In De jas (10+) van gezelschap De Witte Pomp en het Noorse gezelschap Nordland Visual Theatre staat het verhaal centraal van het Joodse meisje Manasse, die in 1941 gedwongen wordt om in de zogenaamde getto van Warschau te gaan wonen. Op een dag loopt ze samen met haar opa over straat, die plots door de Duitsers wordt neergeschoten. Het enige wat ze nog van hem over heeft, is zijn jas waarin ze een pop van een Franse prins vindt, die ze gebruikt om aan de angst en de verveling van de oorlog te ontsnappen.

Meike van den Akker maakte voor deze beeldende voorstelling de poppen, speelt alle personages én neemt de regie op zich. De voorstelling is opgebouwd uit korte scènes met een lineair narratief (tekst: Simon van der Geest), ondersteund door live-muziek van Radek Fedyk. Manasse maakt (net als Van den Akker) haar eigen poppen, treedt op voor kinderen uit het weeshuis, en wordt uiteindelijk zelfs gevraagd om op te treden voor Duitse soldaten.

In deze verhaallijn kiest Van den Akker ervoor om het hoofdpersonage zowel als pop vorm te geven als haar zelf te belichamen. Die keuze is in de opzet spannend. Maar omdat de twee vormen van het personage elkaar vaak afwisselen en elkaar nooit erkennen of ontmoeten, resulteert dit in een verwarrende vertelcode die eerder afleidt van de vertelling dan er verdieping in aanbrengt.
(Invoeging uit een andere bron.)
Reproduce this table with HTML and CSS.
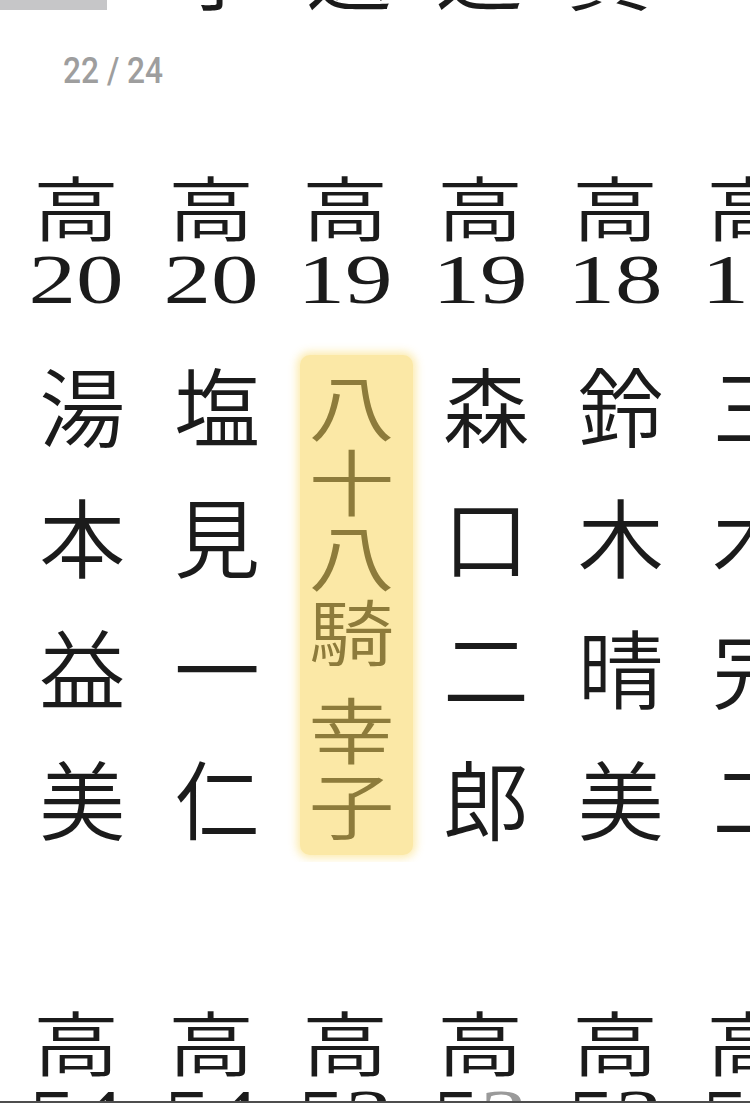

Alles wordt uit de kast gehaald om het verhaal van Manasse te vertellen. De veelheid aan muziek, poppenspel, vertelstructuren, kostuumwissels en attributen zit regelmatig de verstilling van de scènes in de weg. Een potentieel emotioneel afscheid van een vriendje wordt gemakkelijk weggespeeld en een ontmoeting met een SS-officier is bijna meer een mededeling dan een spannend moment. Ook als Manasse optreedt voor de weeskinderen in het tehuis lijkt het eerder een vlugge afslag in het plot dan een op zichzelf staand sprookje met een meerwaarde voor het verhaal.

Het geheel voelt wat gejaagd en Van den Akker lijkt soms eerder achter de hoeveelheid poppen en attributen aan te rennen, in plaats van dat ze die naar haar hand zet om haar verhaal zeggingskracht bij te zetten. Dat is jammer, want de insteek om niet te zachtaardig om te gaan met de zware materie is dapper. De makers kiezen er niet per sé voor om de verbeelding in te zetten om aan de gruwelijkheden van de oorlog te ontkomen, maar om ze juist uit te beelden.
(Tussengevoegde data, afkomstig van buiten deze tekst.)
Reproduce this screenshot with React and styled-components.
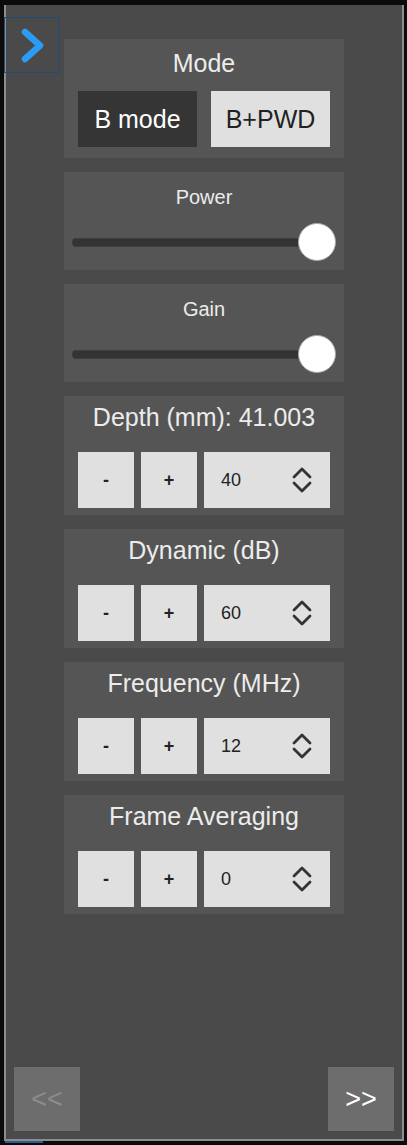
import styled, { createGlobalStyle } from "styled-components";

const GlobalStyle = createGlobalStyle`
  html, body {
    margin: 0;
    padding: 0;
    background: #0b0b0b;
    font-family: "Liberation Sans", Arial, sans-serif;
  }
`;

const Page = styled.div`
  padding: 5px 0 0 4px;
  width: 407px;
  height: 1145px;
  box-sizing: border-box;
  overflow: hidden;
`;

const Panel = styled.div`
  position: relative;
  width: 400px;
  height: 1136px;
  box-sizing: border-box;
  background: #4a4a4a;
  border: 2px solid #8c8c8c;
  border-top: none;
  display: flex;
  flex-direction: column;
  padding: 34px 8px 8px;
`;

const ToggleButton = styled.button`
  position: absolute;
  top: 12px;
  left: -2px;
  width: 56px;
  height: 56px;
  box-sizing: border-box;
  border: 1px solid #1f4c78;
  background: transparent;
  padding: 0;
  display: flex;
  align-items: center;
  justify-content: center;
`;

const Controls = styled.div`
  width: 280px;
  align-self: center;
  display: flex;
  flex-direction: column;
  gap: 14px;
`;

const Section = styled.div`
  background: #555555;
  display: flex;
  flex-direction: column;
  align-items: stretch;
  padding: ${(p) => p.$pad};
`;

const Title = styled.div`
  color: #ececec;
  text-align: center;
  font-size: ${(p) => (p.$small ? "20px" : "25px")};
  line-height: ${(p) => (p.$small ? "22px" : "28px")};
`;

const ModeRow = styled.div`
  display: flex;
  gap: 14px;
  padding: 0 14px;
  margin-top: 14px;
`;

const ModeButton = styled.button`
  flex: 1;
  height: 56px;
  border: none;
  font-family: inherit;
  font-size: 25px;
  padding: 0;
  background: ${(p) => (p.$active ? "#353535" : "#e0e0e0")};
  color: ${(p) => (p.$active ? "#ffffff" : "#222222")};
`;

const SliderTrack = styled.div`
  position: relative;
  margin: 15px 8px 0;
  height: 38px;
  display: flex;
  align-items: center;

  &::before {
    content: "";
    flex: 1;
    height: 9px;
    border-radius: 5px;
    background: #333333;
    box-shadow: inset 0 0 0 1px #3e3e3e;
  }
`;

const Thumb = styled.div`
  position: absolute;
  top: 0;
  width: 38px;
  height: 38px;
  box-sizing: border-box;
  border-radius: 50%;
  background: #ffffff;
  border: 1px solid #a8a8a8;
  transform: translateX(-100%);
`;

const StepRow = styled.div`
  display: flex;
  gap: 7px;
  padding: 0 14px;
  margin-top: 21px;
`;

const StepButton = styled.button`
  width: 56px;
  height: 56px;
  border: none;
  background: #e0e0e0;
  color: #222222;
  font-family: inherit;
  font-weight: bold;
  font-size: 18px;
  padding: 0;
`;

const NumberBox = styled.div`
  flex: 1;
  height: 56px;
  background: #e0e0e0;
  display: flex;
  align-items: center;
  justify-content: space-between;
  padding: 0 18px 0 17px;
  box-sizing: border-box;
  color: #222222;
  font-size: 18px;
`;

const NavRow = styled.div`
  margin-top: auto;
  display: flex;
  justify-content: space-between;
`;

const NavButton = styled.button`
  width: 66px;
  height: 64px;
  border: none;
  background: #6d6d6d;
  font-family: inherit;
  font-size: 27px;
  padding: 0;
  color: ${(p) => (p.disabled ? "#8c8c8c" : "#ffffff")};
`;

const Underline = styled.div`
  width: 38px;
  height: 2px;
  margin-left: 1px;
  background: #2c5d8f;
`;

function Slider({ value }) {
  return (
    <SliderTrack>
      <Thumb style={{ left: `${value}%` }} />
    </SliderTrack>
  );
}

function Spinner() {
  return (
    <svg width="20" height="28" viewBox="0 0 20 28" fill="none">
      <path
        d="M2 11 L10 3 L18 11"
        stroke="#333"
        strokeWidth="2.8"
        strokeLinecap="round"
        strokeLinejoin="round"
      />
      <path
        d="M2 17 L10 25 L18 17"
        stroke="#333"
        strokeWidth="2.8"
        strokeLinecap="round"
        strokeLinejoin="round"
      />
    </svg>
  );
}

const steppers = [
  { label: "Depth (mm): 41.003", value: 40 },
  { label: "Dynamic (dB)", value: 60 },
  { label: "Frequency (MHz)", value: 12 },
  { label: "Frame Averaging", value: 0 },
];

function App() {
  return (
    <>
      <GlobalStyle />
      <Page>
        <Panel>
          <ToggleButton>
            <svg width="54" height="54" viewBox="0 0 54 54">
              <path
                d="M20 14 L35 27.5 L20 41"
                fill="none"
                stroke="#2b9bf4"
                strokeWidth="6.5"
                strokeLinecap="round"
                strokeLinejoin="round"
              />
            </svg>
          </ToggleButton>
          <Controls>
            <Section $pad="10px 0 11px">
              <Title>Mode</Title>
              <ModeRow>
                <ModeButton $active>B mode</ModeButton>
                <ModeButton>B+PWD</ModeButton>
              </ModeRow>
            </Section>
            <Section $pad="14px 0 9px">
              <Title $small>Power</Title>
              <Slider value={100} />
            </Section>
            <Section $pad="14px 0 9px">
              <Title $small>Gain</Title>
              <Slider value={100} />
            </Section>
            {steppers.map((s) => (
              <Section key={s.label} $pad="7px 0 7px">
                <Title>{s.label}</Title>
                <StepRow>
                  <StepButton>-</StepButton>
                  <StepButton>+</StepButton>
                  <NumberBox>
                    <span>{s.value}</span>
                    <Spinner />
                  </NumberBox>
                </StepRow>
              </Section>
            ))}
          </Controls>
          <NavRow>
            <NavButton disabled>&lt;&lt;</NavButton>
            <NavButton>&gt;&gt;</NavButton>
          </NavRow>
        </Panel>
        <Underline />
      </Page>
    </>
  );
}

export default App;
Het heftigste moment in de voorstelling is de scène waarin Manasse wordt gedwongen om in een kazerne voor Duitse soldaten (verbeeld als varkens) een poppenspel te spelen. Met een masker van Adolf Hitler op slaat ze al dansend in op een karikaturaal masker van een Joodse man. Hier zien we hoe gezaghebbers moedwillig artiesten en hun creativiteit kunnen inzetten en misbruiken voor hun eigen politieke agenda. Die scène is wreed en komt hard binnen.

Door de veelheid aan vormen ontbreekt het de voorstelling aan een duidelijke richting. Wat willen de makers dat je als toeschouwers specifiek ervaart of over na gaat denken? Over de ellende van onderdrukking, de veerkracht van kunstenaars of de vereenzaming die een oorlogssituatie met zich mee kan brengen? Op geen van deze thema’s wordt een heldere focus gelegd, waardoor je als publiek na deze muzikale beeldenstorm een beetje beduusd in je stoel achterblijft.